Windows 95 launched 25 years ago today... and I hated it

I first started writing about computers for a living in 1993, when I joined a UK magazine called PC Home. Back then we used Windows 3.11 and MS-DOS, and much of our online life was spent on CompuServe, although the World Wide Web (and the "information superhighway") was slowly starting to make its presence felt.

After I’d been in the job for a couple of years, Microsoft announced a new version of its OS: Windows 95. The launch event was held on a 12-acre sports field in Redmond. Over 500 press representatives attended, along with 2,000 computer industry heavyweights. Over 70,000 others watched live worldwide via satellite television feeds. The new OS was hugely different to 3.11 -- being 32-bit for starters, integrating DOS and Windows and boasting a smart new look that included a desktop, taskbar and Start button. And I absolutely hated it.

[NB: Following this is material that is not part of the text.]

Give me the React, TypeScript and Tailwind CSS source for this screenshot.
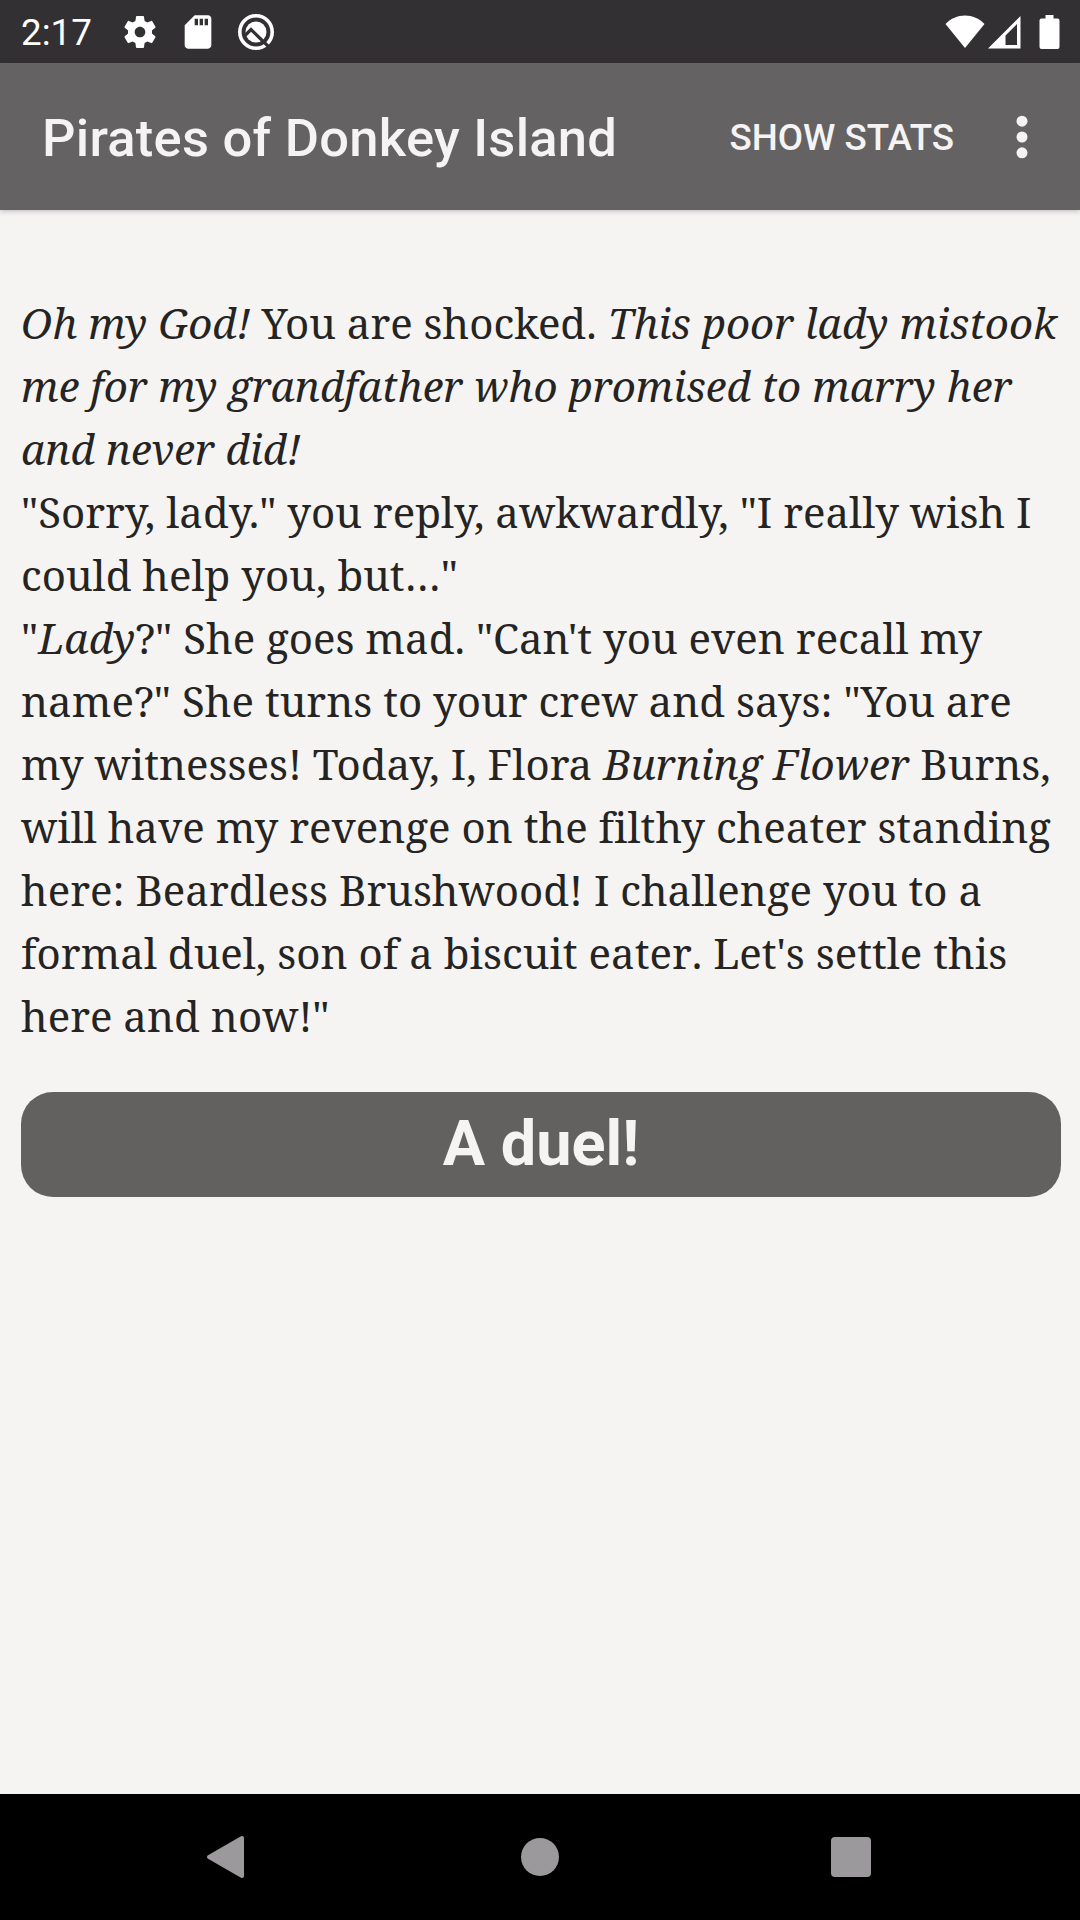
import type { ReactNode } from "react";

const story: ReactNode[] = [
  <>
    <i>Oh my God!</i> You are shocked. <i>This poor lady mistook</i>
  </>,
  <i>me for my grandfather who promised to marry her</i>,
  <i>and never did!</i>,
  '"Sorry, lady." you reply, awkwardly, "I really wish I',
  'could help you, but…"',
  <>
    "<i>Lady</i>?" She goes mad. "Can't you even recall my
  </>,
  'name?" She turns to your crew and says: "You are',
  <>
    my witnesses! Today, I, Flora <i>Burning Flower</i> Burns,
  </>,
  "will have my revenge on the filthy cheater standing",
  "here: Beardless Brushwood! I challenge you to a",
  <>
    formal duel, son of a biscuit eater<span className="inline-block">.</span> Let's settle this
  </>,
  'here and now!"',
];

function StatusBar() {
  return (
    <div className="flex h-[63px] shrink-0 items-center justify-between bg-[#323032] text-white">
      <div className="flex items-center pl-[21px]">
        <span className="w-[97px] pt-[3px] text-[36.75px] leading-none">2:17</span>
        {/* Settings */}
        <svg className="h-[40px] w-[44px]" viewBox="0 0 24 24" fill="currentColor">
          <path d="M19.14 12.94c.04-.3.06-.61.06-.94 0-.32-.02-.64-.07-.94l2.03-1.58c.18-.14.23-.41.12-.61l-1.92-3.32c-.12-.22-.37-.29-.59-.22l-2.39.96c-.5-.38-1.03-.7-1.62-.94l-.36-2.54c-.04-.24-.24-.41-.48-.41h-3.84c-.24 0-.43.17-.47.41l-.36 2.54c-.59.24-1.13.57-1.62.94l-2.39-.96c-.22-.08-.47 0-.59.22L2.74 8.87c-.12.21-.08.47.12.61l2.03 1.58c-.05.3-.09.63-.09.94s.02.64.07.94l-2.03 1.58c-.18.14-.23.41-.12.61l1.92 3.32c.12.22.37.29.59.22l2.39-.96c.5.38 1.03.7 1.62.94l.36 2.54c.05.24.24.41.48.41h3.84c.24 0 .44-.17.47-.41l.36-2.54c.59-.24 1.13-.56 1.62-.94l2.39.96c.22.08.47 0 .59-.22l1.92-3.32c.12-.22.07-.47-.12-.61l-2.01-1.58zM12 15.2c-1.76 0-3.2-1.44-3.2-3.2s1.44-3.2 3.2-3.2 3.2 1.44 3.2 3.2-1.44 3.2-3.2 3.2z" />
        </svg>
        {/* SD card */}
        <svg className="ml-[16px] h-[40px] w-[40px]" viewBox="0 0 24 24" fill="currentColor">
          <path d="M18 2h-8L4.020 8 4 20c0 1.100.9 2 2 2h12c1.100 0 2-.9 2-2V4c0-1.100-.9-2-2-2zm-6 6h-2V4h2v4zm3 0h-2V4h2v4zm3 0h-2V4h2v4z" />
        </svg>
        {/* Android Q */}
        <svg className="ml-[18px] h-[40px] w-[40px]" viewBox="0 0 40 40" fill="none">
          <circle cx="20" cy="20" r="16.200" stroke="white" strokeWidth="3.600" />
          <circle cx="20" cy="20" r="10.500" fill="white" />
          <path d="M9 23.500l6-6 18.500 18" stroke="#323032" strokeWidth="3.200" />
        </svg>
      </div>
      <div className="flex items-center pr-[20px]">
        <svg className="h-[34px] w-[40px]" viewBox="0 0 40 34" fill="currentColor">
          <path d="M20 33L.5 9C6 3.400 12.500.5 20 .5S34 3.400 39.500 9z" />
        </svg>
        <svg className="ml-[3px] h-[34px] w-[33px]" viewBox="0 0 33 34" fill="currentColor">
          <path fillRule="evenodd" d="M0 33.500L32.500 1v32.500zM17.500 30H29V9L17.500 20.500z" />
        </svg>
        <svg className="ml-[18px] h-[34px] w-[21px]" viewBox="0 0 21 34" fill="currentColor">
          <path d="M6.500 0h8v3.500h4a2 2 0 0 1 2 2V32a2 2 0 0 1-2 2h-16a2 2 0 0 1-2-2V5.500a2 2 0 0 1 2-2h4z" />
        </svg>
      </div>
    </div>
  );
}

function Toolbar() {
  return (
    <header className="flex h-[147px] shrink-0 items-center bg-[#646262] pr-[52px] pl-[42px] font-medium text-[#f5f3f4] shadow-[0_1px_5px_rgba(60,40,60,0.3)]">
      <h1 className="flex-1 pt-[4px] text-[52.5px] leading-none tracking-[0.26px] whitespace-nowrap">
        Pirates of Donkey Island
      </h1>
      <button className="mr-[62px] pt-[3px] text-[36.75px] leading-none whitespace-nowrap">SHOW STATS</button>
      <svg className="h-[44px] w-[12px]" viewBox="0 0 12 44" fill="currentColor">
        <circle cx="6" cy="6.200" r="5.500" />
        <circle cx="6" cy="22" r="5.500" />
        <circle cx="6" cy="37.800" r="5.500" />
      </svg>
    </header>
  );
}

function NavBar() {
  return (
    <nav className="flex h-[126px] shrink-0 items-center justify-between bg-black pr-[209px] pl-[206px] text-[#9b999b]">
      <svg className="h-[44px] w-[42px]" viewBox="0 0 42 44" fill="currentColor">
        <path d="M3 22L36 3v38z" stroke="currentColor" strokeWidth="4" strokeLinejoin="round" />
      </svg>
      <div className="size-[38px] rounded-full bg-[#9b999b]" />
      <div className="size-[40px] rounded-[4px] bg-[#9b999b]" />
    </nav>
  );
}

export default function App() {
  return (
    <div className="flex h-[1920px] w-[1080px] flex-col overflow-hidden bg-[#f5f4f2] font-[Roboto,sans-serif]">
      <StatusBar />
      <Toolbar />
      <main className="flex-1 pt-[81px] pr-[19px] pl-[21px]">
        <div className="font-['Noto_Serif','Droid_Serif',serif] text-[42px] leading-[63px] tracking-[0.01px] whitespace-nowrap text-[#252423]">
          {story.map((line, i) => (
            <p key={i}>{line}</p>
          ))}
        </div>
        <button className="mt-[45px] flex h-[105px] w-full items-center justify-center rounded-[32px] bg-[#62615f] pb-[2px] text-[63px] leading-none font-bold text-[#f5f4f2]">
          A duel!
        </button>
      </main>
      <NavBar />
    </div>
  );
}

I wasn’t alone. For the first few months after its arrival only one person in our office used Windows 95 as his primary operating system and the rest of us used his computer when we wanted to write something about it. Other tech journalists I spoke to weren't that keen either.

Fortunately for Microsoft, consumers were far less reticent to try something different -- Windows 95 sold some seven million copies in the first five weeks, buoyed by the multimillion-dollar hype (Microsoft spent an estimated $300 million promoting the OS, which included some $12 million for the rights to use the opening chords of the Rolling Stones song "Start Me Up" as its theme tune).

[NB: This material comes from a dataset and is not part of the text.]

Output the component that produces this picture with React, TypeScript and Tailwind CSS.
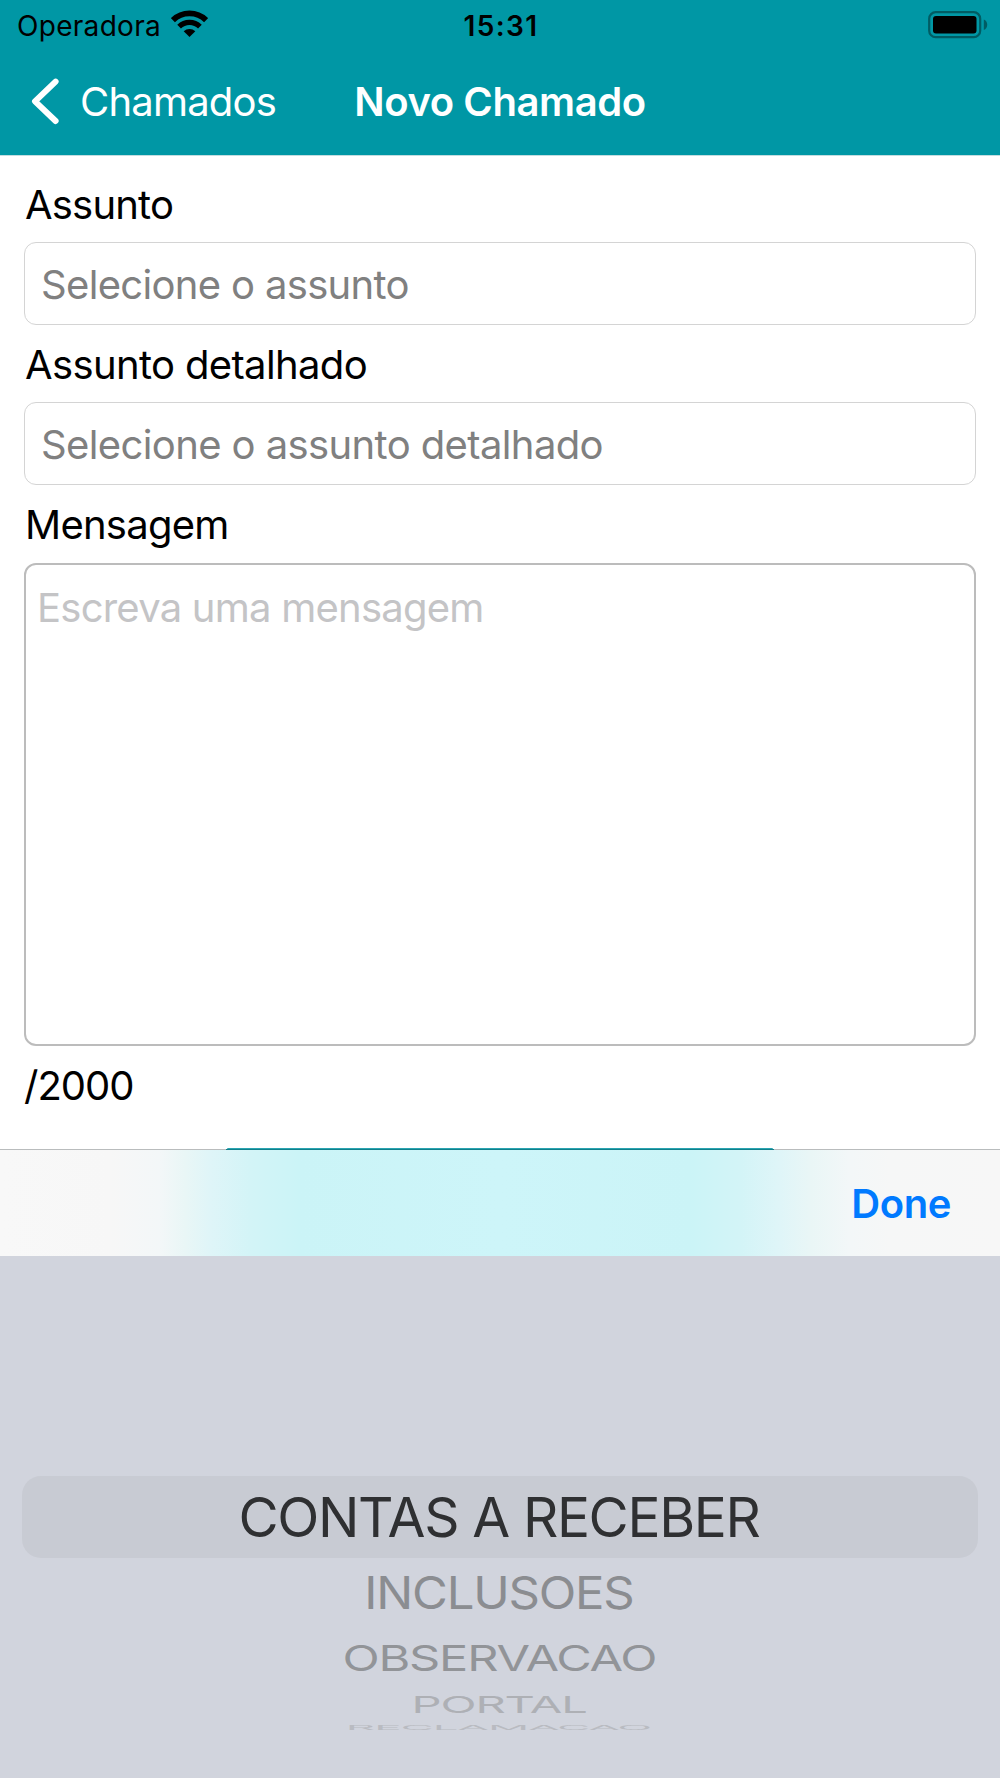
import React, { useState } from 'react';

interface PickerOption {
    label: string;
    rowClass: string;
    textClass: string;
}

const options: PickerOption[] = [
    {
        label: 'CONTAS A RECEBER',
        rowClass: 'h-[82px] mx-[22px] rounded-[19px] bg-[#c8cbd3]',
        textClass: 'text-[#2f3032]',
    },
    {
        label: 'INCLUSOES',
        rowClass: 'h-[69px] pt-[2px]',
        textClass: 'text-[#8b8d91] scale-x-[0.892] scale-y-[0.82]',
    },
    {
        label: 'OBSERVACAO',
        rowClass: 'h-[62px]',
        textClass: 'text-[#929498] scale-x-[0.885] scale-y-[0.65]',
    },
    {
        label: 'PORTAL',
        rowClass: 'h-[30px]',
        textClass: 'text-[#aeb0b5] scale-x-[0.857] scale-y-[0.42]',
    },
    {
        label: 'RECLAMACAO',
        rowClass: 'h-[17px]',
        textClass: 'text-[#b9bbc1] scale-x-[0.832] scale-y-[0.12]',
    },
];

const WifiIcon: React.FC = () => (
    <svg width="37" height="27" viewBox="0 0 37 27" fill="none" stroke="black">
        <path d="M1.9 10.2A23.6 23.6 0 0 1 35.1 10.2" strokeWidth="5.8" />
        <path d="M8.1 16.6A14.7 14.7 0 0 1 28.9 16.6" strokeWidth="5.2" />
        <path d="M18.5 27L12.7 21.3A8.3 8.3 0 0 1 24.3 21.3Z" fill="black" stroke="none" />
    </svg>
);

const BatteryIcon: React.FC = () => (
    <svg width="60" height="28" viewBox="0 0 60 28">
        <rect x="1.2" y="1.2" width="51" height="25" rx="6.5" fill="none" stroke="#005c63" strokeWidth="2.2" />
        <rect x="5" y="5" width="43.5" height="17.6" rx="3" fill="black" />
        <path d="M55.8 8.5C58 9.3 59.2 11.2 59.2 13.7C59.2 16.2 58 18.1 55.8 18.9Z" fill="#005c63" />
    </svg>
);

const StatusBar: React.FC = () => (
    <div className="h-[50px] pl-[17px] pr-[12px] flex items-center text-[28px] leading-[50px] text-black">
        <div className="flex-1 flex items-center gap-[10px]">
            <span className="pt-px tracking-[0.3px]">Operadora</span>
            <div className="pb-1">
                <WifiIcon />
            </div>
        </div>
        <span className="pt-px pr-[3px] font-semibold tracking-[1.4px]">15:31</span>
        <div className="flex-1 flex justify-end pb-px">
            <BatteryIcon />
        </div>
    </div>
);

const NavBar: React.FC = () => (
    <div className="h-[105px] px-[30px] pb-[1px] flex items-center text-white text-[40px] leading-[102px]">
        <button className="flex-1 flex items-center gap-[21px] tracking-[-0.8px] h-[103px]">
            <svg className="mb-[2px]" width="29" height="47" viewBox="0 0 29 47" fill="none" stroke="white" strokeWidth="6" strokeLinecap="round" strokeLinejoin="round">
                <path d="M25.6 3.6L5 23.3L25.6 43" />
            </svg>
            Chamados
        </button>
        <h1 className="font-semibold tracking-[-0.41px]">Novo Chamado</h1>
        <div className="flex-1" />
    </div>
);

const NovoChamado: React.FC = () => {
    const [message, setMessage] = useState('');

    return (
        <div className="w-[1000px] h-[1778px] flex flex-col overflow-hidden bg-white font-['Inter',sans-serif] text-[40px] leading-[48px] text-black">
            <header className="bg-[#0097a5] border-b border-[#c3dde0]">
                <StatusBar />
                <NavBar />
            </header>

            {/* Form */}
            <main className="h-[993px] px-6 flex flex-col">
                <label className="h-[86px] pt-[25px] pl-px tracking-[-0.8px]">Assunto</label>
                <div className="h-[83px] px-4 pt-[2px] flex items-center border border-[#d4d4d4] rounded-[12px] text-[#808080] tracking-[-0.67px]">
                    Selecione o assunto
                </div>

                <label className="h-[77px] pt-[16px] pl-px tracking-[-0.64px]">Assunto detalhado</label>
                <div className="h-[83px] px-4 pt-[2px] flex items-center border border-[#d4d4d4] rounded-[12px] text-[#808080] tracking-[-0.61px]">
                    Selecione o assunto detalhado
                </div>

                <label className="h-[78px] pt-[16px] pl-px tracking-[-0.75px]">Mensagem</label>
                <textarea
                    className="h-[483px] pt-[19px] px-[11px] resize-none outline-none border-2 border-[#bcbcbc] rounded-[12px] tracking-[-0.76px] placeholder:text-[#c4c4c6] placeholder:opacity-100"
                    placeholder="Escreva uma mensagem"
                    value={message}
                    onChange={e => setMessage(e.target.value)}
                />
                <p className="pt-[16px] tracking-[-1px]">{message.length > 0 ? message.length : ''}/2000</p>

                {/* Submit button, only its top edge shows above the picker */}
                <div className="mt-auto mx-auto w-[546px] h-[1px] rounded-t-[2px] bg-[#2ba5b1]" />
            </main>

            {/* Picker toolbar */}
            <div className="h-[107px] pr-[49px] flex flex-col bg-[linear-gradient(90deg,#f8f8f8_0%,#f7f7f7_11%,#f3f7f8_16%,#e9f6f6_18.5%,#dff5f8_21%,#d3f4f7_25%,#cbf4f7_30%,#cdf5f9_50%,#cbf4f7_69%,#d3f4f7_74%,#dff5f8_78%,#e9f6f6_81%,#f3f7f8_85%,#f6f7f7_89%,#f7f7f7_100%)]">
                <div className="-mr-[49px] h-px shrink-0 bg-[#b9bcbd] flex justify-center">
                    <div className="w-[548px] h-px bg-[#107f8b]" />
                </div>
                <button className="ml-auto mt-[30px] font-semibold tracking-[-0.4px] text-[#007aff]">Done</button>
            </div>

            {/* Picker wheel */}
            <div className="flex-1 pt-[220px] bg-[#d1d4dd]">
                {options.map(option => (
                    <div key={option.label} className={`flex items-center justify-center pr-[2px] ${option.rowClass}`}>
                        <span className={`text-[55px] leading-none tracking-[-1.36px] ${option.textClass}`}>
                            {option.label}
                        </span>
                    </div>
                ))}
            </div>
        </div>
    );
};

export default NovoChamado;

I eventually made the switch to Windows 95, begrudgingly, but I soon embraced it, learned to love it, and I’ve liked every version of Windows since, even -- albeit to a much lesser degree -- the much maligned Windows 8.

Looking back to 1995/96 I find it amazing, stupid, crazy that I clung on to Windows 3.11 as doggedly for as long as I did. Preferring to type commands into DOS instead of using menus in a GUI. I can’t see what possible reason I had for resisting change, avoiding making such an obvious upgrade, even though it must have been very clear to my youthful self back in the day.

What's your first memory of Windows 95?